Dataset records:
--- begin ---
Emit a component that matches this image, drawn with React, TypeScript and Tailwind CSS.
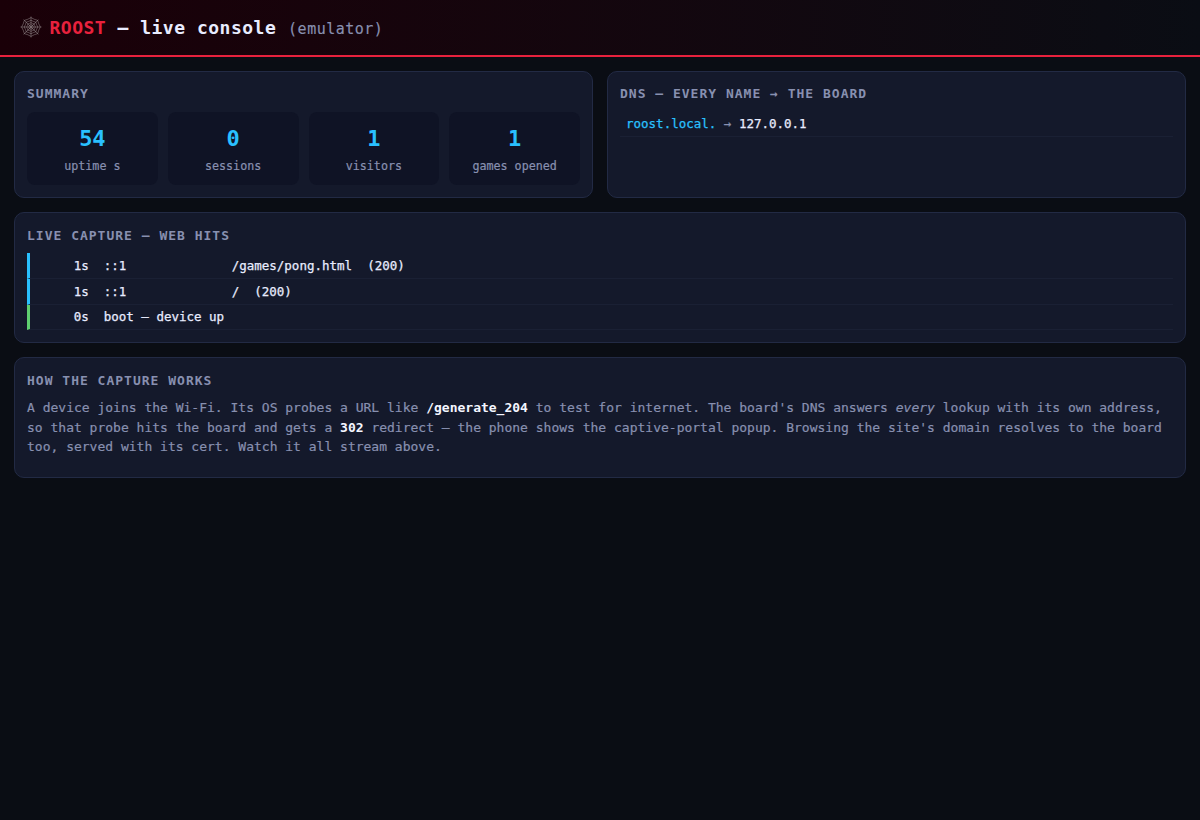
--- end ---
--- begin ---
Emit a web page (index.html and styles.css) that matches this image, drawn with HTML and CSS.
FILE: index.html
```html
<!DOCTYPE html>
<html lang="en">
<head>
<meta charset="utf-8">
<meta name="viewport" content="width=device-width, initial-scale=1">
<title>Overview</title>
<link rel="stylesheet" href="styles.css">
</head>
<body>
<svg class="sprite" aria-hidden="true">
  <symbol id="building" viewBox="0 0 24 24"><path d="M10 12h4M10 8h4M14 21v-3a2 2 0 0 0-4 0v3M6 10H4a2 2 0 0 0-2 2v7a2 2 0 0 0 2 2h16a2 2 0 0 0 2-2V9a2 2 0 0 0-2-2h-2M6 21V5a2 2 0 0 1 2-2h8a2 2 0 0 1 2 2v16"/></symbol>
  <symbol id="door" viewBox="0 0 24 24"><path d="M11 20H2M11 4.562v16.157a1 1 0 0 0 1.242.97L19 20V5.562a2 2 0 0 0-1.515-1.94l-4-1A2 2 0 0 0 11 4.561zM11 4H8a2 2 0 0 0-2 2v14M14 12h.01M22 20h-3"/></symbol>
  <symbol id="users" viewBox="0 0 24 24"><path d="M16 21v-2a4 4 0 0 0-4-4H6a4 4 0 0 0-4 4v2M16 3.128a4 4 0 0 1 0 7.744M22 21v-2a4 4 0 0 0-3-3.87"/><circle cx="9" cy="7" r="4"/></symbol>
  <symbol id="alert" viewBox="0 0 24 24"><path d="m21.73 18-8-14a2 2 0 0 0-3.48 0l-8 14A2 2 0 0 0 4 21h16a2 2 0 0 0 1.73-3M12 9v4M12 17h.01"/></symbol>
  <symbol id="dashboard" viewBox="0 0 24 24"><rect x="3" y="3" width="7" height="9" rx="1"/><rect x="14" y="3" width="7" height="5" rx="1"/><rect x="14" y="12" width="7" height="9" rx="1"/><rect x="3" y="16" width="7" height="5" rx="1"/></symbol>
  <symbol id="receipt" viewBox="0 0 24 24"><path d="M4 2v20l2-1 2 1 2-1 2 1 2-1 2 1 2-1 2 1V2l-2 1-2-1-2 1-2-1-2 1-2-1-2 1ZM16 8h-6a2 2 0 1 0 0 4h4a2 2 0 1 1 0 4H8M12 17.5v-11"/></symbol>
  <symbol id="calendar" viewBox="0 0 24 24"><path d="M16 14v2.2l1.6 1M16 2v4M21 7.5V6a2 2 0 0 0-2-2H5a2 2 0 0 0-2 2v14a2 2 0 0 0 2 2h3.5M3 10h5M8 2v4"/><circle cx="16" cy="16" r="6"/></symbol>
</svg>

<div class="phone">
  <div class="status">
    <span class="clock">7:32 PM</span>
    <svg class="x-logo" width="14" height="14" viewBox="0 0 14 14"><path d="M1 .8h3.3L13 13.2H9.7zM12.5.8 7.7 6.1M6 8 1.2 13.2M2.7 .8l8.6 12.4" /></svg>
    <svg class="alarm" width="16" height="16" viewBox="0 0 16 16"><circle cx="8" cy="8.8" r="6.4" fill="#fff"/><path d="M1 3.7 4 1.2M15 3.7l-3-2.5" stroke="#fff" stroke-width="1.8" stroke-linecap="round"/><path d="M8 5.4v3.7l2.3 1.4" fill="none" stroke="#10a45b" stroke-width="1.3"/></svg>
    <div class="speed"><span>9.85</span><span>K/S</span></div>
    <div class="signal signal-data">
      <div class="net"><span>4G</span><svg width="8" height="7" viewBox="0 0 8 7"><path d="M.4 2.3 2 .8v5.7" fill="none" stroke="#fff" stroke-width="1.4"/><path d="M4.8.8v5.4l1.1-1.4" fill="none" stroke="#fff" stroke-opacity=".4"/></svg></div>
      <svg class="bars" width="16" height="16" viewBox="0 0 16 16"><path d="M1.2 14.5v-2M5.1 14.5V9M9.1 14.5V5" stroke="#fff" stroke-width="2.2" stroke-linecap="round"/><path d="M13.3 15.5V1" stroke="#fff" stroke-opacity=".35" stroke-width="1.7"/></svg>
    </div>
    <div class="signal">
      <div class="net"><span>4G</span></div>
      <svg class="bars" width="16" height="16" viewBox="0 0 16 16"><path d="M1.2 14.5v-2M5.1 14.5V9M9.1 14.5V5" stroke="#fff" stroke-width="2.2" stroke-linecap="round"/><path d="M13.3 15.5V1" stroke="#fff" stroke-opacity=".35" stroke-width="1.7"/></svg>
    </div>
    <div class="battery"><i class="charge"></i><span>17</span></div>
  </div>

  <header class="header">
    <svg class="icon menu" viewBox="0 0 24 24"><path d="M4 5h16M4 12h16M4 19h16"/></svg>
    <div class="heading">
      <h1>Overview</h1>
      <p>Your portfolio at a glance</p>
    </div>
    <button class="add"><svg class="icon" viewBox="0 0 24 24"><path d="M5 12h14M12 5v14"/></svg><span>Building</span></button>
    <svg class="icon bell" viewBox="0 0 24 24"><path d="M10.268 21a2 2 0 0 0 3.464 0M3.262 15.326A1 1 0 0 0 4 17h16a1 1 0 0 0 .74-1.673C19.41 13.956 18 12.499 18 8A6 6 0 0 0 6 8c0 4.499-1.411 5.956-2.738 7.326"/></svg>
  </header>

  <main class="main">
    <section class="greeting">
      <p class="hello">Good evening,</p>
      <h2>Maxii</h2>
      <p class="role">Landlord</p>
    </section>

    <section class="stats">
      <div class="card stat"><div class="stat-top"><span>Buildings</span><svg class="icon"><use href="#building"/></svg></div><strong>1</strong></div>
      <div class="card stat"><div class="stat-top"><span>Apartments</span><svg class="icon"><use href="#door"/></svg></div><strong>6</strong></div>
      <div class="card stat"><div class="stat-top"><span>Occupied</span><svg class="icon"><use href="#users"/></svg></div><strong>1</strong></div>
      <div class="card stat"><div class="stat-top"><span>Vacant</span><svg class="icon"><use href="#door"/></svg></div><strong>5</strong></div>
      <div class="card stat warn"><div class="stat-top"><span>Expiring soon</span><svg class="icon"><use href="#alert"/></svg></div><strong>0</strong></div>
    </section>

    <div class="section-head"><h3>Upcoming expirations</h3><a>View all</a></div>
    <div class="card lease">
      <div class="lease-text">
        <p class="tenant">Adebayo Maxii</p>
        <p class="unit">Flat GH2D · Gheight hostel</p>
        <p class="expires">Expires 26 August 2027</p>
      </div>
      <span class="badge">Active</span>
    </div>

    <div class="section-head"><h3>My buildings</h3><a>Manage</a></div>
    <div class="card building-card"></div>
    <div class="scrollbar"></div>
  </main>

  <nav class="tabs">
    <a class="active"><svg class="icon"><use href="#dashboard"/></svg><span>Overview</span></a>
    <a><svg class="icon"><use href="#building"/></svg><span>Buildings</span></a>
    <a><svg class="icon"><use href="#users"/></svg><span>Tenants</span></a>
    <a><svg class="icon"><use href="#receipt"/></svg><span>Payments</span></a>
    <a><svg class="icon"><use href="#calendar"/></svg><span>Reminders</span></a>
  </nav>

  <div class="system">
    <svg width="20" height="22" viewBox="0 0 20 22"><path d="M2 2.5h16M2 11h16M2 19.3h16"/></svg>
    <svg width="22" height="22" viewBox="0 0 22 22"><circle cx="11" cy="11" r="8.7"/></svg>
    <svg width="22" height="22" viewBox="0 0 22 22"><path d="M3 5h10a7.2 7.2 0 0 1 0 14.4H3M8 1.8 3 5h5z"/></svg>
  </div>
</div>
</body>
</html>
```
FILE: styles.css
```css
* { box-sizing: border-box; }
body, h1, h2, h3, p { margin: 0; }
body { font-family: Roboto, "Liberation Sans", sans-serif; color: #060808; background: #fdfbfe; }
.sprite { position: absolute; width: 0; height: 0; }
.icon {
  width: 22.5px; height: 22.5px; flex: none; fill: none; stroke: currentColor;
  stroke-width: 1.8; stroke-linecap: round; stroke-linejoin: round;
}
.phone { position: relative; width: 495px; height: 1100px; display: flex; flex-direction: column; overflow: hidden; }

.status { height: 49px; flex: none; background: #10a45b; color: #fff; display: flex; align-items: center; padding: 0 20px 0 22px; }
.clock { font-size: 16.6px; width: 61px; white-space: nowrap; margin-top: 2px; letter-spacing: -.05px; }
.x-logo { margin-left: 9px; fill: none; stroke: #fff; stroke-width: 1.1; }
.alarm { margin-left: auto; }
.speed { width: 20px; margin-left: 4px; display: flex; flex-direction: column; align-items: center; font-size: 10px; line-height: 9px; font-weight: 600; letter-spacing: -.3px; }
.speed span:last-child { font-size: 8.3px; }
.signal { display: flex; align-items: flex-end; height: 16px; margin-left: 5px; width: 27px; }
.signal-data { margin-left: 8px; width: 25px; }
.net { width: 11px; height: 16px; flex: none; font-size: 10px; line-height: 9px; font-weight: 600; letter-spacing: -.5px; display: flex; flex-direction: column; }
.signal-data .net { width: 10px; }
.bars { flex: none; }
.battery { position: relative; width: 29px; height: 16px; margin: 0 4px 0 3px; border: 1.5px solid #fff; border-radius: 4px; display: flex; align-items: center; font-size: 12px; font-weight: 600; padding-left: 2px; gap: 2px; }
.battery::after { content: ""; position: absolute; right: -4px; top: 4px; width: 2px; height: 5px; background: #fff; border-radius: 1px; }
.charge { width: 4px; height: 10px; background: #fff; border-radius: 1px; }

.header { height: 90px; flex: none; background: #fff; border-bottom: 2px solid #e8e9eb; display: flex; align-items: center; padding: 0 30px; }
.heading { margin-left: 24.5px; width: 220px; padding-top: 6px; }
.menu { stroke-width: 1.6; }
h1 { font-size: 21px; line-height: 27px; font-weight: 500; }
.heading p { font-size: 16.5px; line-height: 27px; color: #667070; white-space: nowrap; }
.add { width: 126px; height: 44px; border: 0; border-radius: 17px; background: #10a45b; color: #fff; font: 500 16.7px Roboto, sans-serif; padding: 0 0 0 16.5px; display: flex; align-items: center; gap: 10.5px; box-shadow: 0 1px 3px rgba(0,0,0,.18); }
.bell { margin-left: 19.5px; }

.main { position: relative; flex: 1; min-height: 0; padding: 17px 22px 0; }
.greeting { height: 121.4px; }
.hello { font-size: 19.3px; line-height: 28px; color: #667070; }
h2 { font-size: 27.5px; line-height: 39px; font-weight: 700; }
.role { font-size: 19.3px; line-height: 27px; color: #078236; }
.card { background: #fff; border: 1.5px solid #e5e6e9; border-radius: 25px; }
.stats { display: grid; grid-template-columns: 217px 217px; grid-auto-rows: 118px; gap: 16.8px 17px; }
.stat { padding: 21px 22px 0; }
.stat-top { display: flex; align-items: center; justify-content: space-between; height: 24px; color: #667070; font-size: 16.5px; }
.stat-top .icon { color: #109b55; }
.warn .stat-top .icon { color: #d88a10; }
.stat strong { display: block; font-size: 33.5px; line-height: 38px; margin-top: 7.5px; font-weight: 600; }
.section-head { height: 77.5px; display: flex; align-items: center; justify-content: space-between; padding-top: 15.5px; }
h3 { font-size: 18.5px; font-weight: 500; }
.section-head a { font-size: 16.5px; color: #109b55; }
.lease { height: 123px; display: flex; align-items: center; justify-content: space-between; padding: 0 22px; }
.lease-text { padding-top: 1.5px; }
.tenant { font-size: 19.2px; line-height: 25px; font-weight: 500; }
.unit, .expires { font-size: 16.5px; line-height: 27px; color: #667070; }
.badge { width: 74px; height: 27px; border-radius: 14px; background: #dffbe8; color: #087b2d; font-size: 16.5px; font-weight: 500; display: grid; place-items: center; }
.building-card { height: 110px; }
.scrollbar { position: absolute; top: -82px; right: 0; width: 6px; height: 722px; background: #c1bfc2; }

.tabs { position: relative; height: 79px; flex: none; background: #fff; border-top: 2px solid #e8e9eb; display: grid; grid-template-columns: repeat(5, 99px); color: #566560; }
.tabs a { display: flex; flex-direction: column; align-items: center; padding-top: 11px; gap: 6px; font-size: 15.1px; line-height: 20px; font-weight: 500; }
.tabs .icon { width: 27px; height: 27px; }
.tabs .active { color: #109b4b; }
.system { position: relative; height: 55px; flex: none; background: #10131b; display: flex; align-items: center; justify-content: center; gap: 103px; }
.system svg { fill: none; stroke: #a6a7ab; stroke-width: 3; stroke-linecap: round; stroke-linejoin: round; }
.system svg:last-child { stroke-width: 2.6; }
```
--- end ---
Gather up, from the records above, each line where the word "drawn" appears.

Expected output:
Emit a component that matches this image, drawn with React, TypeScript and Tailwind CSS.
Emit a web page (index.html and styles.css) that matches this image, drawn with HTML and CSS.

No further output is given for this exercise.